(Raw records)

_____

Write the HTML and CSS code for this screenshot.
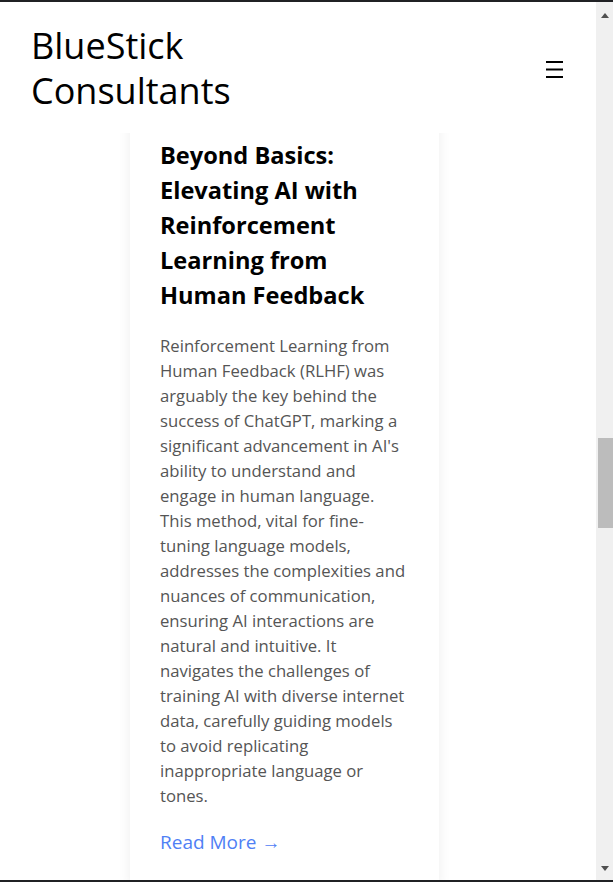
FILE: index.html
```html
<!DOCTYPE html>
<html lang="en">
<head>
<meta charset="utf-8">
<title>BlueStick Consultants</title>
<link rel="stylesheet" href="styles.css">
</head>
<body>
<div class="window">
  <div class="viewport">
    <header class="site-header">
      <div class="logo">BlueStick Consultants</div>
      <button class="menu-btn" aria-label="Menu">
        <svg width="19" height="18" viewBox="0 0 19 18"><path d="M1 2h17M1 9.5h17M1 17h17" stroke="#000" stroke-width="2" fill="none"/></svg>
      </button>
    </header>
    <main class="content">
      <article class="card">
        <h2 class="card-title">Beyond Basics: Elevating AI with Reinforcement Learning from Human Feedback</h2>
        <p class="card-text">Reinforcement Learning from Human Feedback (RLHF) was arguably the key behind the success of ChatGPT, marking a significant advancement in AI's ability to understand and engage in human language. This method, vital for fine-tuning language models, addresses the complexities and nuances of communication, ensuring AI interactions are natural and intuitive. It navigates the challenges of training AI with diverse internet data, carefully guiding models to avoid replicating inappropriate language or tones.</p>
        <a class="read-more" href="#">Read More →</a>
      </article>
    </main>
  </div>
  <div class="scrollbar">
    <span class="arrow up"></span>
    <div class="track"><div class="thumb"></div></div>
    <span class="arrow down"></span>
  </div>
</div>
</body>
</html>
```
FILE: styles.css
```css
* { box-sizing: border-box; }
html, body { margin: 0; padding: 0; background: #fff; }
body { font-family: "Open Sans", "Noto Sans", sans-serif; overflow: hidden; }

.window {
  width: 613px;
  height: 882px;
  display: flex;
  border-top: 2px solid #202124;
  border-bottom: 2px solid #202124;
}

.viewport {
  flex: 1;
  display: flex;
  flex-direction: column;
  overflow: hidden;
}

.site-header {
  height: 131px;
  flex: none;
  display: flex;
  align-items: center;
  justify-content: space-between;
  padding: 0 32px 0 31px;
  background: #fff;
  position: relative;
  z-index: 2;
}

.logo {
  font-size: 36px;
  line-height: 45px;
  width: 240px;
  color: #000;
}

.menu-btn {
  border: 0;
  background: none;
  padding: 0;
  display: flex;
  margin-top: 2px;
}

.content {
  flex: 1;
  overflow: hidden;
  padding-left: 130px;
}

.card {
  width: 309px;
  margin-top: -25px;
  padding: 30px;
  background: #fff;
  box-shadow: 0 2px 12px rgba(0, 0, 0, 0.07);
}

.card-title {
  margin: 0 0 20px;
  font-size: 23.6px;
  line-height: 35px;
  font-weight: 700;
  color: #000;
}

.card-text {
  margin: 0 0 22px;
  font-size: 16.7px;
  line-height: 25px;
  color: #555;
}

.read-more {
  font-size: 19px;
  line-height: 25px;
  color: #4f80f5;
  text-decoration: none;
}

.scrollbar {
  width: 17px;
  flex: none;
  background: #f0f0f0;
  display: flex;
  flex-direction: column;
  align-items: center;
  padding: 11px 0 9px;
}

.arrow {
  width: 0;
  height: 0;
  border-left: 4.5px solid transparent;
  border-right: 4.5px solid transparent;
  margin-left: 1px;
}
.arrow.up { border-bottom: 5px solid #505050; }
.arrow.down { border-top: 5px solid #505050; }

.track {
  flex: 1;
  width: 100%;
  padding-top: 420px;
  padding-left: 2px;
}

.thumb {
  height: 90px;
  background: #bcbcbc;
}
```
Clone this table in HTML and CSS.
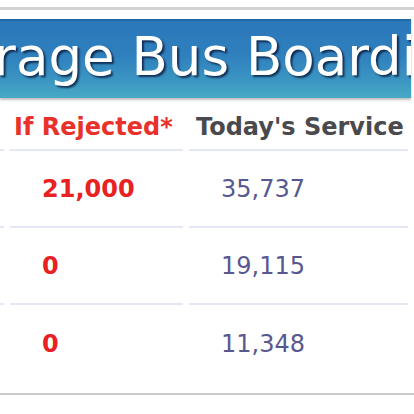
FILE: index.html
```html
<!DOCTYPE html>
<html>
<head>
<meta charset="utf-8">
<link rel="stylesheet" href="styles.css">
</head>
<body>
<div class="page">
  <div class="topline"></div>
  <div class="banner"><h1 class="title">Average Bus Boarding Summary</h1></div>
  <table class="stats">
    <colgroup><col class="c0"><col class="c1"><col class="c2"><col class="c3"></colgroup>
    <thead>
      <tr><th class="prev"></th><th class="rej">If Rejected*</th><th class="svc">Today's Service</th><th class="next"></th></tr>
    </thead>
    <tbody>
      <tr><td></td><td class="rejv">21,000</td><td class="svcv">35,737</td><td></td></tr>
      <tr><td></td><td class="rejv">0</td><td class="svcv">19,115</td><td></td></tr>
      <tr class="last"><td></td><td class="rejv">0</td><td class="svcv">11,348</td><td></td></tr>
    </tbody>
  </table>
  <div class="bottomline"></div>
</div>
</body>
</html>
```
FILE: styles.css
```css
html, body {
  margin: 0;
  padding: 0;
  background: #ffffff;
}
body {
  width: 414px;
  height: 414px;
  overflow: hidden;
  font-family: "DejaVu Sans", Verdana, sans-serif;
}
.page {
  padding-top: 7px;
}
.topline {
  height: 3px;
  background: #d2d2d2;
  margin-bottom: 9px;
}
.banner {
  height: 79px;
  margin-right: 3px;
  box-sizing: border-box;
  border-top: 2px solid #1f66a6;
  background: linear-gradient(to bottom, #2b77ba 0%, #2f80bd 45%, #3c98c2 80%, #48a9c6 100%);
  box-shadow: 0 2px 2px rgba(0, 0, 0, 0.25);
  overflow: hidden;
  display: flex;
}
.title {
  margin: 0 0 0 -103px;
  padding-top: 5px;
  font-size: 53px;
  font-weight: normal;
  color: #ffffff;
  white-space: nowrap;
  line-height: 1.164;
  text-shadow: 2px 2px 2px rgba(0, 10, 40, 0.7);
}
.stats {
  margin-left: -50px;
  margin-top: 2px;
  border-collapse: separate;
  border-spacing: 6px 0;
  table-layout: fixed;
  width: 525px;
}
.c0 { width: 48px; }
.c1 { width: 173px; }
.c2 { width: 219px; }
.c3 { width: 67px; }
.stats th,
.stats td {
  text-align: left;
  padding: 0;
  border-bottom: 2px solid #e4e8f5;
  white-space: nowrap;
}
.stats th {
  height: 51px;
  padding-top: 4px;
  box-sizing: border-box;
  font-size: 24px;
  font-weight: bold;
}
.stats td {
  height: 75px;
  font-size: 24px;
}
.stats tr.last td {
  border-bottom: none;
  height: 77px;
}
.rej {
  color: #e8312a;
  padding-left: 4px !important;
}
.svc {
  color: #4a4a4e;
  padding-left: 7px !important;
}
.rejv {
  color: #e82222;
  font-weight: bold;
  padding-left: 32px !important;
}
.svcv {
  color: #585890;
  padding-left: 32px !important;
}
.bottomline {
  margin-top: 11px;
  height: 2px;
  background: #cbcbcb;
}
```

_____

* **Requirement**: Transcribe every record above exactly as written, leaving out any pictures.

* **Written answer**:
Write the HTML and CSS code for this screenshot.
FILE: index.html
```html
<!DOCTYPE html>
<html lang="en">
<head>
<meta charset="utf-8">
<title>BlueStick Consultants</title>
<link rel="stylesheet" href="styles.css">
</head>
<body>
<div class="window">
  <div class="viewport">
    <header class="site-header">
      <div class="logo">BlueStick Consultants</div>
      <button class="menu-btn" aria-label="Menu">
        <svg width="19" height="18" viewBox="0 0 19 18"><path d="M1 2h17M1 9.5h17M1 17h17" stroke="#000" stroke-width="2" fill="none"/></svg>
      </button>
    </header>
    <main class="content">
      <article class="card">
        <h2 class="card-title">Beyond Basics: Elevating AI with Reinforcement Learning from Human Feedback</h2>
        <p class="card-text">Reinforcement Learning from Human Feedback (RLHF) was arguably the key behind the success of ChatGPT, marking a significant advancement in AI's ability to understand and engage in human language. This method, vital for fine-tuning language models, addresses the complexities and nuances of communication, ensuring AI interactions are natural and intuitive. It navigates the challenges of training AI with diverse internet data, carefully guiding models to avoid replicating inappropriate language or tones.</p>
        <a class="read-more" href="#">Read More →</a>
      </article>
    </main>
  </div>
  <div class="scrollbar">
    <span class="arrow up"></span>
    <div class="track"><div class="thumb"></div></div>
    <span class="arrow down"></span>
  </div>
</div>
</body>
</html>
```
FILE: styles.css
```css
* { box-sizing: border-box; }
html, body { margin: 0; padding: 0; background: #fff; }
body { font-family: "Open Sans", "Noto Sans", sans-serif; overflow: hidden; }

.window {
  width: 613px;
  height: 882px;
  display: flex;
  border-top: 2px solid #202124;
  border-bottom: 2px solid #202124;
}

.viewport {
  flex: 1;
  display: flex;
  flex-direction: column;
  overflow: hidden;
}

.site-header {
  height: 131px;
  flex: none;
  display: flex;
  align-items: center;
  justify-content: space-between;
  padding: 0 32px 0 31px;
  background: #fff;
  position: relative;
  z-index: 2;
}

.logo {
  font-size: 36px;
  line-height: 45px;
  width: 240px;
  color: #000;
}

.menu-btn {
  border: 0;
  background: none;
  padding: 0;
  display: flex;
  margin-top: 2px;
}

.content {
  flex: 1;
  overflow: hidden;
  padding-left: 130px;
}

.card {
  width: 309px;
  margin-top: -25px;
  padding: 30px;
  background: #fff;
  box-shadow: 0 2px 12px rgba(0, 0, 0, 0.07);
}

.card-title {
  margin: 0 0 20px;
  font-size: 23.6px;
  line-height: 35px;
  font-weight: 700;
  color: #000;
}

.card-text {
  margin: 0 0 22px;
  font-size: 16.7px;
  line-height: 25px;
  color: #555;
}

.read-more {
  font-size: 19px;
  line-height: 25px;
  color: #4f80f5;
  text-decoration: none;
}

.scrollbar {
  width: 17px;
  flex: none;
  background: #f0f0f0;
  display: flex;
  flex-direction: column;
  align-items: center;
  padding: 11px 0 9px;
}

.arrow {
  width: 0;
  height: 0;
  border-left: 4.5px solid transparent;
  border-right: 4.5px solid transparent;
  margin-left: 1px;
}
.arrow.up { border-bottom: 5px solid #505050; }
.arrow.down { border-top: 5px solid #505050; }

.track {
  flex: 1;
  width: 100%;
  padding-top: 420px;
  padding-left: 2px;
}

.thumb {
  height: 90px;
  background: #bcbcbc;
}
```
Clone this table in HTML and CSS.
FILE: index.html
```html
<!DOCTYPE html>
<html>
<head>
<meta charset="utf-8">
<link rel="stylesheet" href="styles.css">
</head>
<body>
<div class="page">
  <div class="topline"></div>
  <div class="banner"><h1 class="title">Average Bus Boarding Summary</h1></div>
  <table class="stats">
    <colgroup><col class="c0"><col class="c1"><col class="c2"><col class="c3"></colgroup>
    <thead>
      <tr><th class="prev"></th><th class="rej">If Rejected*</th><th class="svc">Today's Service</th><th class="next"></th></tr>
    </thead>
    <tbody>
      <tr><td></td><td class="rejv">21,000</td><td class="svcv">35,737</td><td></td></tr>
      <tr><td></td><td class="rejv">0</td><td class="svcv">19,115</td><td></td></tr>
      <tr class="last"><td></td><td class="rejv">0</td><td class="svcv">11,348</td><td></td></tr>
    </tbody>
  </table>
  <div class="bottomline"></div>
</div>
</body>
</html>
```
FILE: styles.css
```css
html, body {
  margin: 0;
  padding: 0;
  background: #ffffff;
}
body {
  width: 414px;
  height: 414px;
  overflow: hidden;
  font-family: "DejaVu Sans", Verdana, sans-serif;
}
.page {
  padding-top: 7px;
}
.topline {
  height: 3px;
  background: #d2d2d2;
  margin-bottom: 9px;
}
.banner {
  height: 79px;
  margin-right: 3px;
  box-sizing: border-box;
  border-top: 2px solid #1f66a6;
  background: linear-gradient(to bottom, #2b77ba 0%, #2f80bd 45%, #3c98c2 80%, #48a9c6 100%);
  box-shadow: 0 2px 2px rgba(0, 0, 0, 0.25);
  overflow: hidden;
  display: flex;
}
.title {
  margin: 0 0 0 -103px;
  padding-top: 5px;
  font-size: 53px;
  font-weight: normal;
  color: #ffffff;
  white-space: nowrap;
  line-height: 1.164;
  text-shadow: 2px 2px 2px rgba(0, 10, 40, 0.7);
}
.stats {
  margin-left: -50px;
  margin-top: 2px;
  border-collapse: separate;
  border-spacing: 6px 0;
  table-layout: fixed;
  width: 525px;
}
.c0 { width: 48px; }
.c1 { width: 173px; }
.c2 { width: 219px; }
.c3 { width: 67px; }
.stats th,
.stats td {
  text-align: left;
  padding: 0;
  border-bottom: 2px solid #e4e8f5;
  white-space: nowrap;
}
.stats th {
  height: 51px;
  padding-top: 4px;
  box-sizing: border-box;
  font-size: 24px;
  font-weight: bold;
}
.stats td {
  height: 75px;
  font-size: 24px;
}
.stats tr.last td {
  border-bottom: none;
  height: 77px;
}
.rej {
  color: #e8312a;
  padding-left: 4px !important;
}
.svc {
  color: #4a4a4e;
  padding-left: 7px !important;
}
.rejv {
  color: #e82222;
  font-weight: bold;
  padding-left: 32px !important;
}
.svcv {
  color: #585890;
  padding-left: 32px !important;
}
.bottomline {
  margin-top: 11px;
  height: 2px;
  background: #cbcbcb;
}
```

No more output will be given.